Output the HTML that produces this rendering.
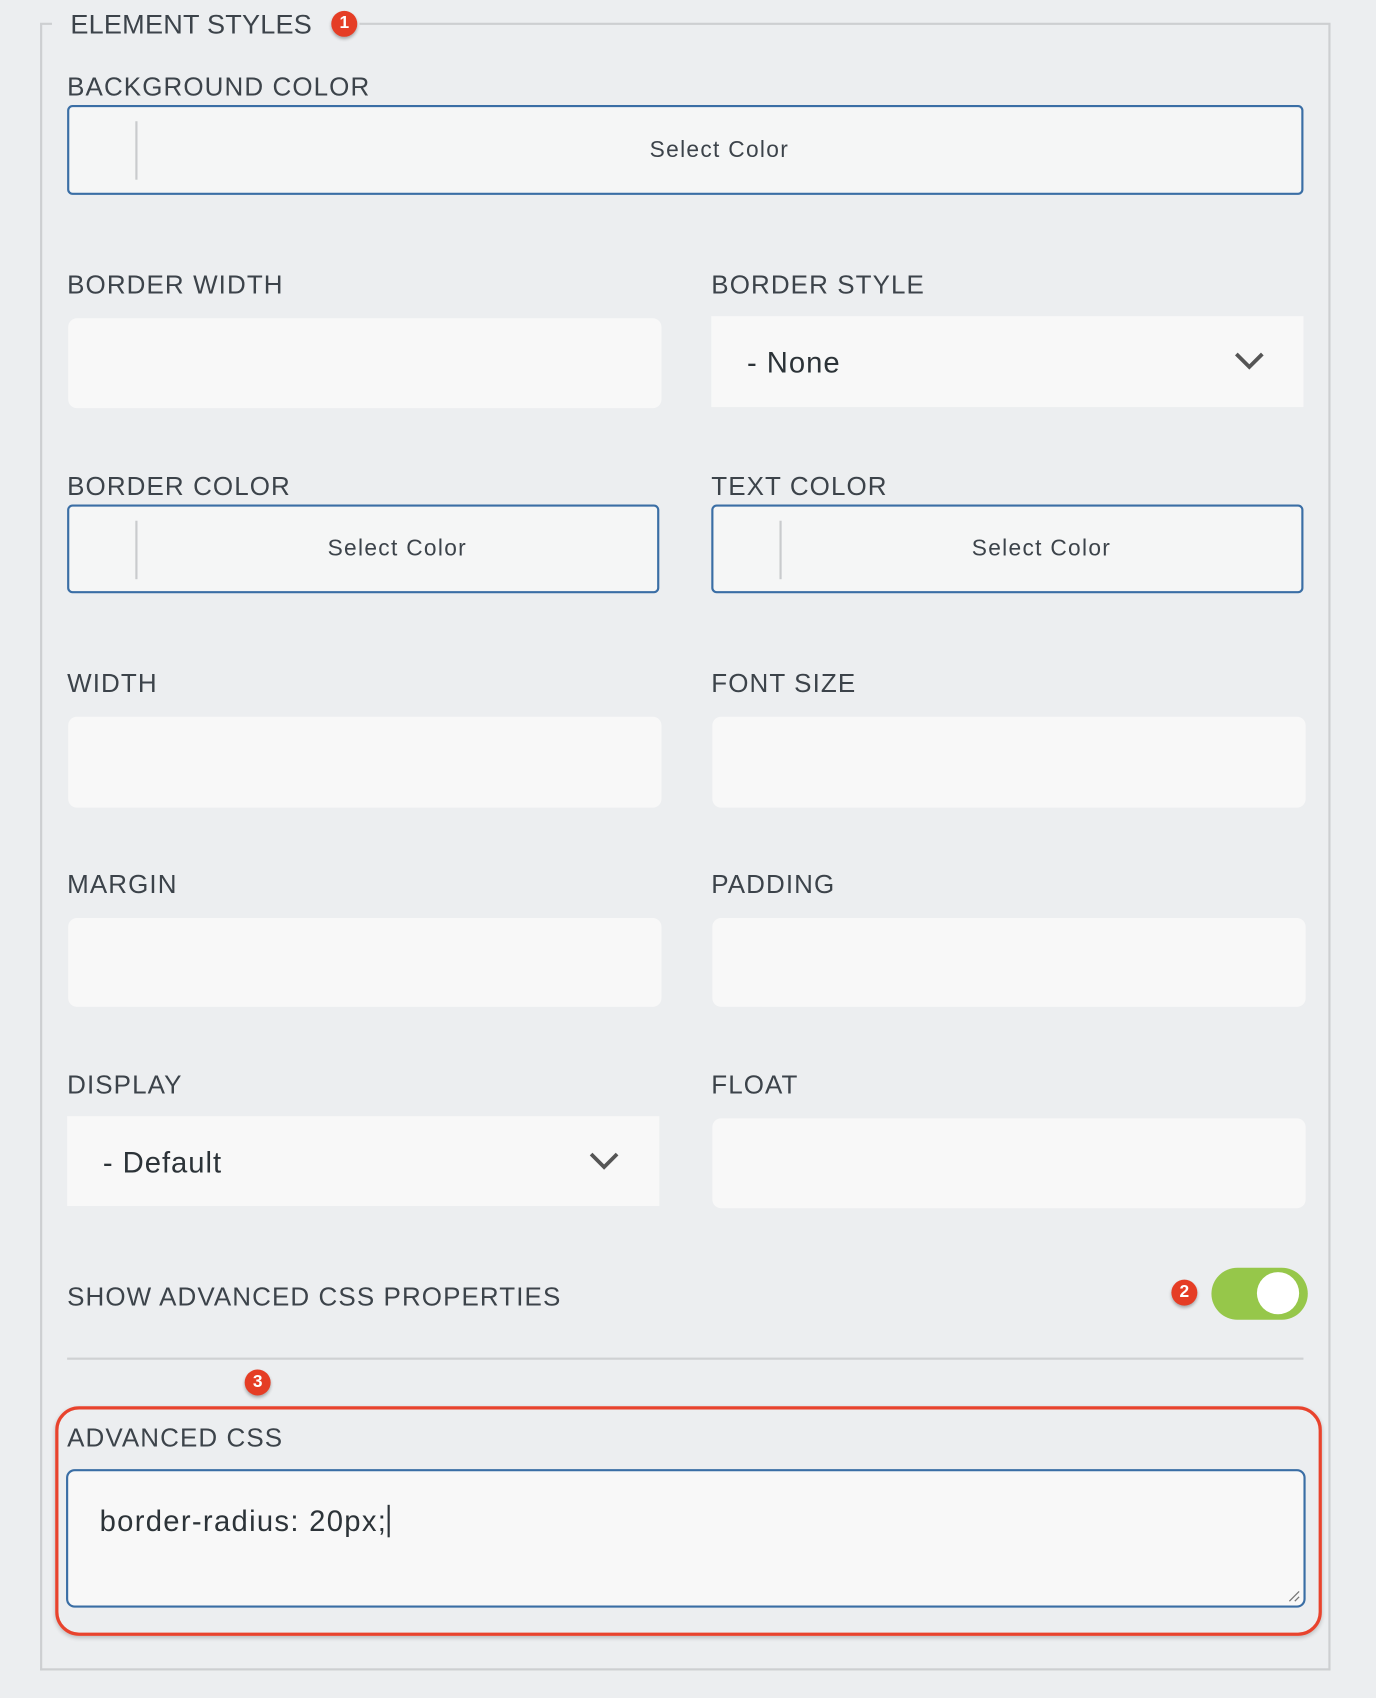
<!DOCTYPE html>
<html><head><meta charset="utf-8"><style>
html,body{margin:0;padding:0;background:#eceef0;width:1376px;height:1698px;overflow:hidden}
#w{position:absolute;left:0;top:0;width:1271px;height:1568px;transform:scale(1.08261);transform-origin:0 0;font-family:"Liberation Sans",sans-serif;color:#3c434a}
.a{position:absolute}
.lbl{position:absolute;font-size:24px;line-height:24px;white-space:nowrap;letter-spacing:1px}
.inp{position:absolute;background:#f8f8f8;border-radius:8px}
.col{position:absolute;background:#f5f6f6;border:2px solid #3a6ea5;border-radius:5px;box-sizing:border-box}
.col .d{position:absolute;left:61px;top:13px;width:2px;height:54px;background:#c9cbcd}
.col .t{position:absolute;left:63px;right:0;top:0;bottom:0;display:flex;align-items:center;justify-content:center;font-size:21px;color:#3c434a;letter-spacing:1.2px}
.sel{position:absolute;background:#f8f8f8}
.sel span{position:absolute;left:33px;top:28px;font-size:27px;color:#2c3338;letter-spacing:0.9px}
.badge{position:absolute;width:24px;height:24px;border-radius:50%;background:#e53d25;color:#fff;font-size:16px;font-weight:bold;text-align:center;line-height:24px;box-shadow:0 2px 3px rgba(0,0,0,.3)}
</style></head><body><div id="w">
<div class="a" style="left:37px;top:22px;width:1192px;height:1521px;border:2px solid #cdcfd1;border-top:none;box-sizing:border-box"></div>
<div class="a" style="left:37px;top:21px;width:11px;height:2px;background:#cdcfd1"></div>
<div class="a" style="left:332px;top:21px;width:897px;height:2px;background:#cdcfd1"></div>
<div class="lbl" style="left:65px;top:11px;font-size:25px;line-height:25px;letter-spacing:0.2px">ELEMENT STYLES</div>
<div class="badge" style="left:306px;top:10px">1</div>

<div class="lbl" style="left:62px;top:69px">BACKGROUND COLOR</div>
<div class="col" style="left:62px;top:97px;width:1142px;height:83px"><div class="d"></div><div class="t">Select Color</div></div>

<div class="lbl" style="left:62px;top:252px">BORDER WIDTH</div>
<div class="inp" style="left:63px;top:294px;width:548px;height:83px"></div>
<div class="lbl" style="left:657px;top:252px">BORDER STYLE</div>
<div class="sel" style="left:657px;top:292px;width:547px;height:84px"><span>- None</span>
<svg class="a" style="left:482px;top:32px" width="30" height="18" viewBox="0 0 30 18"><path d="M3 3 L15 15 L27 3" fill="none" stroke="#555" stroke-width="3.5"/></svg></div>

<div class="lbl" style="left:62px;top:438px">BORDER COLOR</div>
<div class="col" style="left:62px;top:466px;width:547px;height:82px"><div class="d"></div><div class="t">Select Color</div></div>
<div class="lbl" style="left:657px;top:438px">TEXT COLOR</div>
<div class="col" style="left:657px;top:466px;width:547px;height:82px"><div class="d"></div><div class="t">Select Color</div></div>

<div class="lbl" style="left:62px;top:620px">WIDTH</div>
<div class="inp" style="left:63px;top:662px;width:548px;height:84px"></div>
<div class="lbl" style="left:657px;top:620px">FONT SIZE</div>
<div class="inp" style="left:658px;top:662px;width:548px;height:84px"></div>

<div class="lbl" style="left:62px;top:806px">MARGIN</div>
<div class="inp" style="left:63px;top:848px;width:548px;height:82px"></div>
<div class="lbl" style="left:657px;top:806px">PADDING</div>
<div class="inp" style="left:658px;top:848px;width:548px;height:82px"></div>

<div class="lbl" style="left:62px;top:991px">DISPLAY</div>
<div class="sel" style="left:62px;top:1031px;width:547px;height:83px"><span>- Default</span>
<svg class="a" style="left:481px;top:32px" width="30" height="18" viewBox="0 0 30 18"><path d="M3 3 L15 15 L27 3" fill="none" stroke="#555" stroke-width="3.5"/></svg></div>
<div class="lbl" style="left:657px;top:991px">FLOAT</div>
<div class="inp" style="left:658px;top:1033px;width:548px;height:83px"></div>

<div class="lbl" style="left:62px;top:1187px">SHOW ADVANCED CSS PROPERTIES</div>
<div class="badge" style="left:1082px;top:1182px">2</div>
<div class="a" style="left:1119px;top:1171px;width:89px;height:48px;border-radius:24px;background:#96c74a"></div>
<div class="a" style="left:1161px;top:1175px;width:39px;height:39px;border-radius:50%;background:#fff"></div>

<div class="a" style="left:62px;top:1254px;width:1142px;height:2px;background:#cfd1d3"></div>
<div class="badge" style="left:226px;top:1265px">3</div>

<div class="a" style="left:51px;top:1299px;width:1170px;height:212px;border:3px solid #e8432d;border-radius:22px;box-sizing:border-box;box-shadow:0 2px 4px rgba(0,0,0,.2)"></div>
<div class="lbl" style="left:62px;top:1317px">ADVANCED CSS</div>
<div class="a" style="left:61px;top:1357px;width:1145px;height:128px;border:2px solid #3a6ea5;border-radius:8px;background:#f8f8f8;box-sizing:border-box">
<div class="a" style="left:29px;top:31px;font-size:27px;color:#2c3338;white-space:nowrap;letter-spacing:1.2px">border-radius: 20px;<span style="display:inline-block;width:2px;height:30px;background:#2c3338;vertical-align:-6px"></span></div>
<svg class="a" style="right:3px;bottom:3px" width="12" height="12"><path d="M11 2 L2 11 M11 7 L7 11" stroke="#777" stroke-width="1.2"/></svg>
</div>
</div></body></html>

### Aim of the task
Leave every image out, and retype the material exactly.

### Task answer
Output the HTML that produces this rendering.
<!DOCTYPE html>
<html><head><meta charset="utf-8"><style>
html,body{margin:0;padding:0;background:#eceef0;width:1376px;height:1698px;overflow:hidden}
#w{position:absolute;left:0;top:0;width:1271px;height:1568px;transform:scale(1.08261);transform-origin:0 0;font-family:"Liberation Sans",sans-serif;color:#3c434a}
.a{position:absolute}
.lbl{position:absolute;font-size:24px;line-height:24px;white-space:nowrap;letter-spacing:1px}
.inp{position:absolute;background:#f8f8f8;border-radius:8px}
.col{position:absolute;background:#f5f6f6;border:2px solid #3a6ea5;border-radius:5px;box-sizing:border-box}
.col .d{position:absolute;left:61px;top:13px;width:2px;height:54px;background:#c9cbcd}
.col .t{position:absolute;left:63px;right:0;top:0;bottom:0;display:flex;align-items:center;justify-content:center;font-size:21px;color:#3c434a;letter-spacing:1.2px}
.sel{position:absolute;background:#f8f8f8}
.sel span{position:absolute;left:33px;top:28px;font-size:27px;color:#2c3338;letter-spacing:0.9px}
.badge{position:absolute;width:24px;height:24px;border-radius:50%;background:#e53d25;color:#fff;font-size:16px;font-weight:bold;text-align:center;line-height:24px;box-shadow:0 2px 3px rgba(0,0,0,.3)}
</style></head><body><div id="w">
<div class="a" style="left:37px;top:22px;width:1192px;height:1521px;border:2px solid #cdcfd1;border-top:none;box-sizing:border-box"></div>
<div class="a" style="left:37px;top:21px;width:11px;height:2px;background:#cdcfd1"></div>
<div class="a" style="left:332px;top:21px;width:897px;height:2px;background:#cdcfd1"></div>
<div class="lbl" style="left:65px;top:11px;font-size:25px;line-height:25px;letter-spacing:0.2px">ELEMENT STYLES</div>
<div class="badge" style="left:306px;top:10px">1</div>

<div class="lbl" style="left:62px;top:69px">BACKGROUND COLOR</div>
<div class="col" style="left:62px;top:97px;width:1142px;height:83px"><div class="d"></div><div class="t">Select Color</div></div>

<div class="lbl" style="left:62px;top:252px">BORDER WIDTH</div>
<div class="inp" style="left:63px;top:294px;width:548px;height:83px"></div>
<div class="lbl" style="left:657px;top:252px">BORDER STYLE</div>
<div class="sel" style="left:657px;top:292px;width:547px;height:84px"><span>- None</span>
<svg class="a" style="left:482px;top:32px" width="30" height="18" viewBox="0 0 30 18"><path d="M3 3 L15 15 L27 3" fill="none" stroke="#555" stroke-width="3.5"/></svg></div>

<div class="lbl" style="left:62px;top:438px">BORDER COLOR</div>
<div class="col" style="left:62px;top:466px;width:547px;height:82px"><div class="d"></div><div class="t">Select Color</div></div>
<div class="lbl" style="left:657px;top:438px">TEXT COLOR</div>
<div class="col" style="left:657px;top:466px;width:547px;height:82px"><div class="d"></div><div class="t">Select Color</div></div>

<div class="lbl" style="left:62px;top:620px">WIDTH</div>
<div class="inp" style="left:63px;top:662px;width:548px;height:84px"></div>
<div class="lbl" style="left:657px;top:620px">FONT SIZE</div>
<div class="inp" style="left:658px;top:662px;width:548px;height:84px"></div>

<div class="lbl" style="left:62px;top:806px">MARGIN</div>
<div class="inp" style="left:63px;top:848px;width:548px;height:82px"></div>
<div class="lbl" style="left:657px;top:806px">PADDING</div>
<div class="inp" style="left:658px;top:848px;width:548px;height:82px"></div>

<div class="lbl" style="left:62px;top:991px">DISPLAY</div>
<div class="sel" style="left:62px;top:1031px;width:547px;height:83px"><span>- Default</span>
<svg class="a" style="left:481px;top:32px" width="30" height="18" viewBox="0 0 30 18"><path d="M3 3 L15 15 L27 3" fill="none" stroke="#555" stroke-width="3.5"/></svg></div>
<div class="lbl" style="left:657px;top:991px">FLOAT</div>
<div class="inp" style="left:658px;top:1033px;width:548px;height:83px"></div>

<div class="lbl" style="left:62px;top:1187px">SHOW ADVANCED CSS PROPERTIES</div>
<div class="badge" style="left:1082px;top:1182px">2</div>
<div class="a" style="left:1119px;top:1171px;width:89px;height:48px;border-radius:24px;background:#96c74a"></div>
<div class="a" style="left:1161px;top:1175px;width:39px;height:39px;border-radius:50%;background:#fff"></div>

<div class="a" style="left:62px;top:1254px;width:1142px;height:2px;background:#cfd1d3"></div>
<div class="badge" style="left:226px;top:1265px">3</div>

<div class="a" style="left:51px;top:1299px;width:1170px;height:212px;border:3px solid #e8432d;border-radius:22px;box-sizing:border-box;box-shadow:0 2px 4px rgba(0,0,0,.2)"></div>
<div class="lbl" style="left:62px;top:1317px">ADVANCED CSS</div>
<div class="a" style="left:61px;top:1357px;width:1145px;height:128px;border:2px solid #3a6ea5;border-radius:8px;background:#f8f8f8;box-sizing:border-box">
<div class="a" style="left:29px;top:31px;font-size:27px;color:#2c3338;white-space:nowrap;letter-spacing:1.2px">border-radius: 20px;<span style="display:inline-block;width:2px;height:30px;background:#2c3338;vertical-align:-6px"></span></div>
<svg class="a" style="right:3px;bottom:3px" width="12" height="12"><path d="M11 2 L2 11 M11 7 L7 11" stroke="#777" stroke-width="1.2"/></svg>
</div>
</div></body></html>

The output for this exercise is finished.